Сохранилась книга Наджм ал-Дина Хасана ал-Раммы (ум. 1295 г.), датируемая между 1270 и 1280 гг. и содержащая 17 рецептов пороха для ракет, причем ал-Рамма ссылается на унаследованные знания своего отца и его предков. Среднестатистическое содержание селитры в этих рецептах 75%, серы 9,03% и угля 15,97%, что очень близко к оптимуму.

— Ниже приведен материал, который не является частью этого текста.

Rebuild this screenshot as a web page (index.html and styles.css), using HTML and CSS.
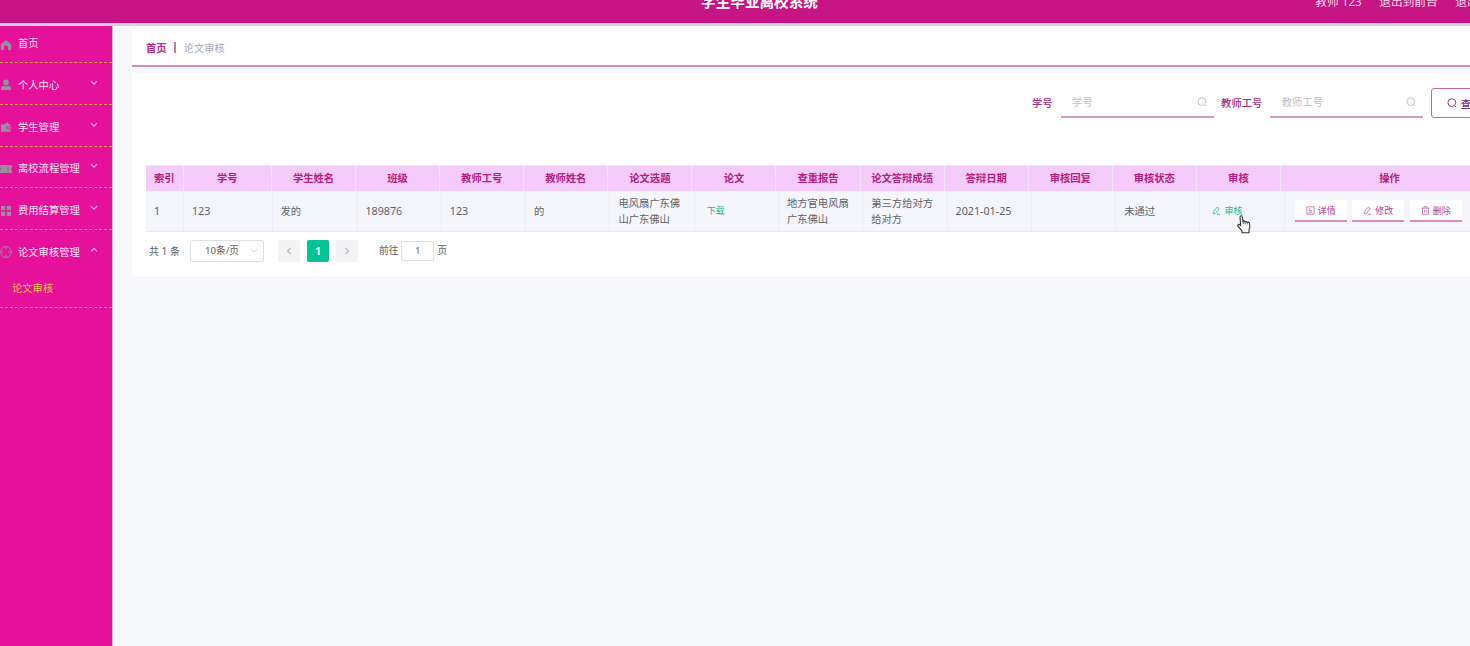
FILE: index.html
```html
<!DOCTYPE html>
<html lang="zh-CN">
<head>
    <meta charset="UTF-8">
    <meta name="viewport" content="width=device-width, initial-scale=1.0">
    <title>学生毕业离校系统</title>
    <link rel="stylesheet" href="styles.css">
</head>
<body>

    <header class="header">
        <div class="header-title">学生毕业离校系统</div>
        <div class="header-user">
            <span class="user-name">教师 123</span>
            <span>退出到前台</span>
            <span>退出登录</span>
        </div>
    </header>

    <div class="layout">
        <nav class="sidebar">
            <div class="menu-item menu-home">
                <svg class="menu-icon" viewBox="0 0 12 12"><path d="M6 1 L11.2 5.4 V11 H8 V8 Q8 6.6 6 6.6 Q4 6.6 4 8 V11 H.8 V5.4 Z" fill="currentColor"/></svg>
                <span>首页</span>
            </div>
            <div class="menu-item">
                <svg class="menu-icon" viewBox="0 0 12 12"><circle cx="6" cy="3.4" r="2.9" fill="currentColor"/><path d="M1 11 V9.3 Q1 7.1 3.5 7.1 H8.5 Q11 7.1 11 9.3 V11 Z" fill="currentColor"/></svg>
                <span>个人中心</span>
                <svg class="menu-arrow" viewBox="0 0 8 6"><path d="M1 1.2 L4 4.2 L7 1.2"/></svg>
            </div>
            <div class="menu-item">
                <svg class="menu-icon" viewBox="0 0 12 12"><path d="M1 3.6 H4 L7.6 1 L9.2 3.6 H10.6 V5.6 H7.4 Q6.4 5.6 6.4 6.9 Q6.4 8.2 7.4 8.2 H10.6 V10.8 H1 Z M7.4 6.3 H11.4 V7.6 H7.4 Z" fill="currentColor"/></svg>
                <span>学生管理</span>
                <svg class="menu-arrow" viewBox="0 0 8 6"><path d="M1 1.2 L4 4.2 L7 1.2"/></svg>
            </div>
            <div class="menu-item">
                <svg class="menu-icon" viewBox="0 0 12 12"><path d="M0 2 H7.4 L8 2.8 L8.6 2 H12 V4.6 Q10.2 6 12 7.4 V10 H8.6 L8 9.2 L7.4 10 H0 V7.4 Q1.8 6 0 4.6 Z M7.6 4.2 V5.4 H8.4 V4.2 Z M7.6 6.6 V7.8 H8.4 V6.6 Z" fill="currentColor" fill-rule="evenodd"/></svg>
                <span>离校流程管理</span>
                <svg class="menu-arrow" viewBox="0 0 8 6"><path d="M1 1.2 L4 4.2 L7 1.2"/></svg>
            </div>
            <div class="menu-item">
                <svg class="menu-icon" viewBox="0 0 12 12"><path d="M1 1 H5.2 V5.2 H1 Z M6.8 1 H11 V5.2 H6.8 Z M1 6.8 H5.2 V11 H1 Z M6.8 6.8 H11 V11 H6.8 Z" fill="currentColor"/></svg>
                <span>费用结算管理</span>
                <svg class="menu-arrow" viewBox="0 0 8 6"><path d="M1 1.2 L4 4.2 L7 1.2"/></svg>
            </div>
            <div class="menu-group">
                <div class="menu-item">
                    <svg class="menu-icon" viewBox="0 0 12 12"><g fill="none" stroke="currentColor" stroke-width=".9"><circle cx="6" cy="6" r="5.4"/><path d="M6 .6 V3.6 M6 8.4 V11.4 M.6 6 H3.6 M8.4 6 H11.4"/></g></svg>
                    <span>论文审核管理</span>
                    <svg class="menu-arrow" viewBox="0 0 8 6"><path d="M1 4.4 L4 1.4 L7 4.4"/></svg>
                </div>
                <div class="submenu-item">论文审核</div>
            </div>
        </nav>

        <main class="main">
            <div class="breadcrumb">
                <b>首页</b><i class="divider"></i><span>论文审核</span>
            </div>

            <section class="panel">
                <div class="search-form">
                    <label>学号</label>
                    <div class="search-input">
                        <span>学号</span>
                        <svg class="icon-search" viewBox="0 0 10 10"><circle cx="4.8" cy="4.6" r="3.9"/><path d="M7.5 7.5 L9.2 9.2"/></svg>
                    </div>
                    <label>教师工号</label>
                    <div class="search-input">
                        <span>教师工号</span>
                        <svg class="icon-search" viewBox="0 0 10 10"><circle cx="4.8" cy="4.6" r="3.9"/><path d="M7.5 7.5 L9.2 9.2"/></svg>
                    </div>
                    <button class="search-btn">
                        <svg class="icon-search" viewBox="0 0 10 10"><circle cx="4.8" cy="4.6" r="3.9"/><path d="M7.5 7.5 L9.2 9.2"/></svg>查询
                    </button>
                </div>

                <div class="table">
                    <div class="table-head">
                        <div>索引</div>
                        <div>学号</div>
                        <div>学生姓名</div>
                        <div>班级</div>
                        <div>教师工号</div>
                        <div>教师姓名</div>
                        <div>论文选题</div>
                        <div>论文</div>
                        <div>查重报告</div>
                        <div>论文答辩成绩</div>
                        <div>答辩日期</div>
                        <div>审核回复</div>
                        <div>审核状态</div>
                        <div>审核</div>
                        <div>操作</div>
                    </div>
                    <div class="table-row">
                        <div class="num">1</div>
                        <div class="num">123</div>
                        <div>发的</div>
                        <div class="num">189876</div>
                        <div class="num">123</div>
                        <div>的</div>
                        <div>电风扇广东佛山广东佛山</div>
                        <div><a class="link-btn">下载</a></div>
                        <div>地方官电风扇广东佛山</div>
                        <div>第三方给对方给对方</div>
                        <div class="num">2021-01-25</div>
                        <div></div>
                        <div>未通过</div>
                        <div class="audit-cell">
                            <a class="link-btn"><svg viewBox="0 0 10 10"><path d="M1.6 6.4 L5.8 1.2 L8 3 L3.8 8.2 L1.3 8.8 Z M5.6 9.2 H8.8"/></svg>审核</a>
                            <svg class="cursor" viewBox="0 0 14 19"><path d="M3.6 10.5 L3 2 Q3.2 .7 4.2 .8 Q5.2 .9 5.4 2 L6 6.2 Q7.2 5.5 8 6.7 Q9.4 6 10.2 7.3 Q11.8 6.8 12.5 8.3 Q13.4 11.8 12 14.5 V17.8 H5 V16 L1 11.2 Q.5 9.6 1.8 9.4 Z" fill="#fff" stroke="#333" stroke-width="1.1"/><path d="M6 6.2 L6.4 9 M8 6.7 L8.4 9.2 M10.2 7.3 L10.4 9.4" fill="none" stroke="#333" stroke-width=".8"/></svg>
                        </div>
                        <div class="actions">
                            <button><svg viewBox="0 0 10 10"><path d="M1 .9 H9 V9.1 H1 Z M3 3.4 H5 M3 5.2 H7 M3 7 H7"/></svg>详情</button>
                            <button><svg viewBox="0 0 10 10"><path d="M1.6 6.4 L5.8 1.2 L8 3 L3.8 8.2 L1.3 8.8 Z M5.6 9.2 H8.8"/></svg>修改</button>
                            <button><svg viewBox="0 0 10 10"><path d="M.6 2.4 H9.4 M3.4 2.2 V.8 H6.6 V2.2 M1.7 2.4 V9.2 H8.3 V2.4 M4 4.4 V7.2 M6 4.4 V7.2"/></svg>删除</button>
                        </div>
                    </div>
                </div>

                <div class="pagination">
                    <span class="total">共 1 条</span>
                    <div class="page-size">10条/页<svg viewBox="0 0 8 6"><path d="M1 1.2 L4 4.2 L7 1.2"/></svg></div>
                    <div class="pager">
                        <button><svg viewBox="0 0 6 8"><path d="M4.5 1 L1.5 4 L4.5 7"/></svg></button>
                        <button class="active">1</button>
                        <button><svg viewBox="0 0 6 8"><path d="M1.5 1 L4.5 4 L1.5 7"/></svg></button>
                    </div>
                    <span class="jump">前往<span class="jump-input">1</span>页</span>
                </div>
            </section>
        </main>
    </div>

</body>
</html>
```
FILE: styles.css
```css
* { box-sizing: border-box; }
body {
    margin: 0;
    height: 646px;
    overflow: hidden;
    display: flex;
    flex-direction: column;
    background: #f6f8fc;
    font-family: "Noto Sans", "Noto Sans CJK SC", sans-serif;
    font-size: 10.3px;
    line-height: 16px;
    color: #606266;
}
button { font-family: inherit; padding: 0; border: none; }
svg { flex: none; }

/* header */
.header {
    flex: none;
    width: 1519px;
    height: 46px;
    margin-top: -20px;
    padding: 0 16px 1px 0;
    display: grid;
    grid-template-columns: 1fr auto 1fr;
    align-items: center;
    background: #c71585;
    border-bottom: 3px solid #d5d3d8;
    color: #fff;
}
.header-title {
    grid-column: 2;
    font-size: 14.6px;
    font-weight: bold;
    margin-right: -16px;
}
.header-user {
    display: flex;
    justify-content: flex-end;
    gap: 17.5px;
    padding-right: 1px;
    font-size: 11.7px;
    color: #f7d3e9;
}

.layout { flex: 1; display: flex; width: 1519px; }

/* sidebar */
.sidebar {
    flex: none;
    width: 113px;
    background: #e6119a;
    border-right: 1px solid #f0a6d6;
    color: #fde3f4;
}
.menu-item {
    height: 41.75px;
    padding: 3px 14px 0 0;
    display: flex;
    align-items: center;
    border-bottom: 1px dashed #e09a50;
}
.menu-home { height: 37px; padding-top: 0; padding-bottom: 2px; }
.menu-icon { width: 12px; height: 12px; margin: 1px 6px 0 0; color: #9a8f9c; }
.menu-home .menu-icon { margin-top: 3px; }
.menu-arrow {
    width: 8px;
    height: 6px;
    margin: -4px 0 0 auto;
    fill: none;
    stroke: #f5b9e0;
    stroke-width: 1.1;
}
.menu-group { border-bottom: 1px dashed #e09a50; }
.menu-group .menu-item { border-bottom: none; padding-top: 2px; }
.submenu-item { height: 35px; padding: 8px 0 0 12px; color: #f6c04c; }

/* content */
.main { flex: 1; padding: 4px 0 0 19px; }
.breadcrumb {
    height: 37px;
    padding: 0 14px;
    display: flex;
    align-items: center;
    background: #fff;
    border-bottom: 2px solid #d390be;
    color: #a3abc2;
}
.breadcrumb b { color: #b82a86; }
.divider { width: 2px; height: 11px; margin: 0 8px 0 7px; background: #d273ab; }
.panel {
    height: 203px;
    margin-top: 6px;
    padding: 15px 0 0 14px;
    background: #fefefe;
}

.search-form { display: flex; align-items: center; height: 30px; padding-left: 886px; }
.search-form label { color: #a92d80; font-weight: 500; }
.search-input {
    width: 153px;
    height: 30px;
    margin: 0 7.5px 0 8px;
    padding: 0 7px 0 11.5px;
    display: flex;
    align-items: center;
    justify-content: space-between;
    border-bottom: 2px solid #d49ac3;
    color: #bfc1ca;
}
.icon-search { width: 10px; height: 10px; fill: none; stroke: currentColor; stroke-width: .9; }
.search-btn {
    width: 77px;
    height: 30px;
    padding-left: 15px;
    display: flex;
    align-items: center;
    gap: 4px;
    background: #fff;
    border: 1px solid #c56aa8;
    border-radius: 3px;
    color: #7b2a76;
    font-size: 10.3px;
    font-weight: 500;
}

/* table */
.table { margin-top: 47px; width: 1353px; }
.table-head {
    display: grid;
    grid-template-columns: 37.5px 88.5px repeat(12, 84.08px) 1fr;
    height: 26px;
    border-top: 1px solid #eee6f6;
    background: #f5cbfb;
    color: #b8207f;
    font-weight: bold;
    text-align: center;
    line-height: 25px;
}
.table-head div { border-right: 1px solid #f0e4fa; white-space: nowrap; }
.table-row {
    display: grid;
    grid-template-columns: 38px 88.5px 85px repeat(11, 84.3px) 1fr;
    height: 41px;
    background: #f5f6fc;
    border-bottom: 1px solid #e8eaf3;
}
.table-row > div {
    display: flex;
    align-items: center;
    padding: 0 6px 0 8px;
    border-right: 1px solid #ebedf5;
}
.table-row .num { font-size: 10.7px; }
.link-btn {
    display: flex;
    align-items: center;
    gap: 3px;
    padding: 0 0 1px 4px;
    font-size: 9px;
    color: #28b592;
}
.link-btn svg, .actions svg { width: 9px; height: 9px; fill: none; stroke: currentColor; stroke-width: .9; }
.actions svg { opacity: .8; }
.audit-cell { position: relative; }
.cursor { position: absolute; left: 37px; top: 24px; width: 14px; height: 19px; }
.table-row .actions { gap: 5.5px; padding-left: 10px; }
.actions button {
    width: 52px;
    height: 22px;
    display: flex;
    align-items: center;
    justify-content: center;
    gap: 3px;
    background: #fff;
    border-bottom: 2px solid #d88fbf;
    color: #b04390;
    font-size: 9px;
}

/* pagination */
.pagination { display: flex; align-items: center; height: 22px; margin-top: 8px; padding-left: 3px; font-size: 9.7px; }
.total { width: 41px; font-size: 10px; }
.page-size {
    width: 74px;
    height: 22px;
    padding: 0 5px 0 14px;
    display: flex;
    align-items: center;
    justify-content: space-between;
    background: #fff;
    border: 1px solid #dfe1e8;
    border-radius: 2px;
}
.page-size svg { width: 8px; height: 6px; fill: none; stroke: #c0c4cc; stroke-width: .9; }
.pager { display: flex; gap: 7px; margin: 0 21px 0 14px; }
.pager button {
    width: 22px;
    height: 22px;
    display: flex;
    align-items: center;
    justify-content: center;
    border-radius: 2px;
    background: #f4f4f6;
    font-size: 10px;
    font-weight: bold;
}
.pager svg { width: 6px; height: 8px; fill: none; stroke: #b4b6bd; stroke-width: 1.1; }
.pager .active { background: #06c294; color: #fff; }
.jump { display: flex; align-items: center; }
.jump-input {
    width: 33px;
    height: 20px;
    margin: 0 3px;
    line-height: 18px;
    text-align: center;
    background: #fff;
    border: 1px solid #dfe1e8;
    border-radius: 2px;
}
```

В четырех арабских рукописях содержатся упоминания об использовании египтянами маленьких переносных пушек («мидфа») в сражении против монголо-татар у Айн-Джалута в 1260 г., очевидно, с целью испугать вражеских лошадей. Всадники использовали и пороховые заряды, привязанные к копьям. В наиболее известном из этих трактатов, «Санкт-Петербургском манускрипте» неизвестного автора (приписывается Шамс ал-Дину Мухаммаду ал-Ансари ал-Димашки, ум. 1327 г.) под названием «Ал-Махзун джами ал-фунун», в частности, написано: «Описание снадобья («дава»), которое кладется в пушку («мидфа») – его состав таков: калийной селитры («баруд») десять, угля два дирхама и серы полтора дирхама. Измельчи это тонко и наполни треть пушки. Не клади больше, иначе её разорвет. Затем пусть токарь по дереву сделает деревянную затычку того же размера, что и дуло пушки. Забей [порох] плотно и помести на него ядро или стрелу, и поднеси огонь к заряду ... Цари прежних времен не вступали в войну кроме как из хитрости. Пророк сказал: война – это обман. Это было общей практикой вплоть до времен Халавуна [Хулагу], когда народ Египта использовал эту уловку и разбил татар. Лошади [врага] не осмеливались противостоять огню, лошадь умчится со своим наездником. Чтобы достичь этого, нужно выбрать определенное число всадников и снабдить их копья с двух концов порохом («баруд»). Всадник будет носить одежды, передняя часть которых сделана из толстой черной шерстяной ткани. Она прошивается шариками льняной пряжи с металлическими проволочками на концах, так что их можно вставить в одежду и шлем. Лошадь также покрывается [такой же] толстой шерстяной тканью. Его руки будут смочены раствором талька, так что он не будет обожжён огнем. Перед ними будут те, кого они выберут из пеших солдат, оснащенные разбрызгивающими палицами, хлопушками («саварих», взрывной фейерверк) и пушками («мадафи»). Они [конница и пехотинцы] займут своё место перед армией». Манускрипт содержит и описание, как тренировать лошадей, чтобы они не боялись грохота пушек и пороховых фейерверков.
Изображение зажигательных стрел "хитай", ракет, фейерверков и (справа) ручной пушки "мидфа" Из так называемого Санкт-Петербургского манускрипта "Ал-Махзун джами ал-фунун"неизвестного автора нач. XIV века. Библиотека Восточного института, Санкт-Петербург.